Sharon Burrow, General Secretary of the International Trade Union Confederation said
“In late 2010 we conducted a risk assessment looking at basic fundamental labour rights. The Gulf region stood out like a red light. They were absolutely at the bottom end for rights for workers. They were fundamentally slave states.”
It is not just the lack of wages and the terrible living conditions which the workers have to endure and an international campaign by several groups was launched in 2015 to highlight the terrible conditions faced by those who were building the World Cup infrastructure. This involved the International Trade Union Confederation (ITUC), NewFifaNow group and Play Fair Qatar, with some startling statistics concerning the number of deaths taking place on the various construction sites being revealed. Play Fair Qatar said
“As things stand, more than 62 workers will die for each game played during the 2022 tournament.”

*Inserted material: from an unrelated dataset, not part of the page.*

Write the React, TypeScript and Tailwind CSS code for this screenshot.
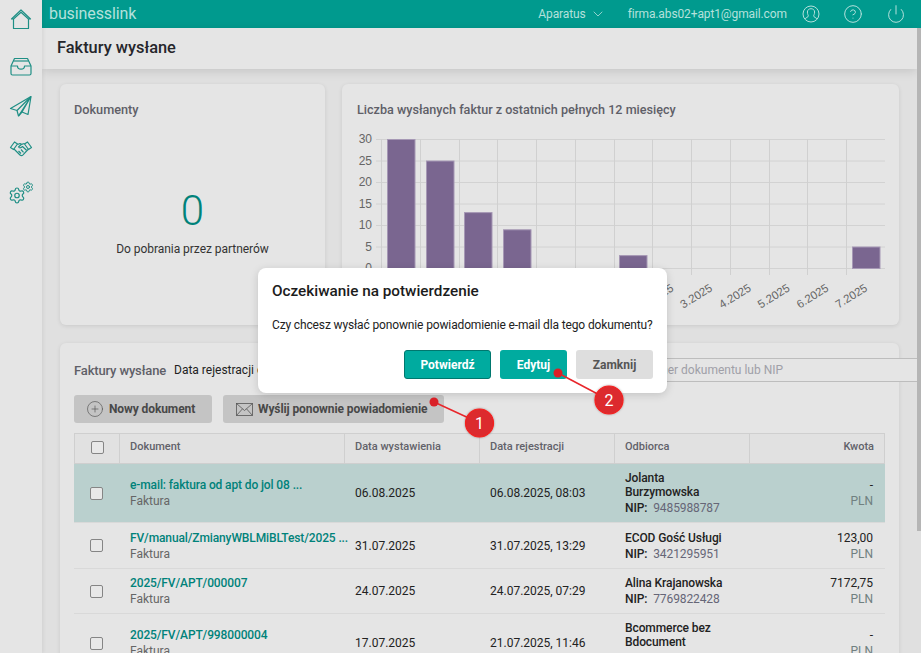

So how many workers have died as a result of trying to fulfill Qatar's dream? Going to the Nepali and Indian embassies in Qatar, the ITUC were given total deaths of 1,239 from 2011 to 2013. Given that these 2 countries only represent 60% out of a total of 1.4 million migrant workers, the final figure will be far higher, with the ITUC predicting 4,000 fatalities before the 2022 FIFA World Cup begins.
By way of comparison, the ITUC also released information about worker deaths in the lead up to other large sporting events:
60 were killed preparing for the 2014 Winter Olympics in Sochi.
10 died for the 2010 Beijing Olympics.
7 lives were lost during construction for the 2014 World Cup in Brazil.
London had zero fatalities for the 2012 Olympics and Sydney registered one death for the 2000 Olympics.
And the sad irony about all of this? Qatar tops the list of the world's richest countries with the highest GDP per capita. This sits at $146,011 with most residents enjoying a very high standard of living.
There are more slaves in contemporary society than at the height of the transatlantic slave trade.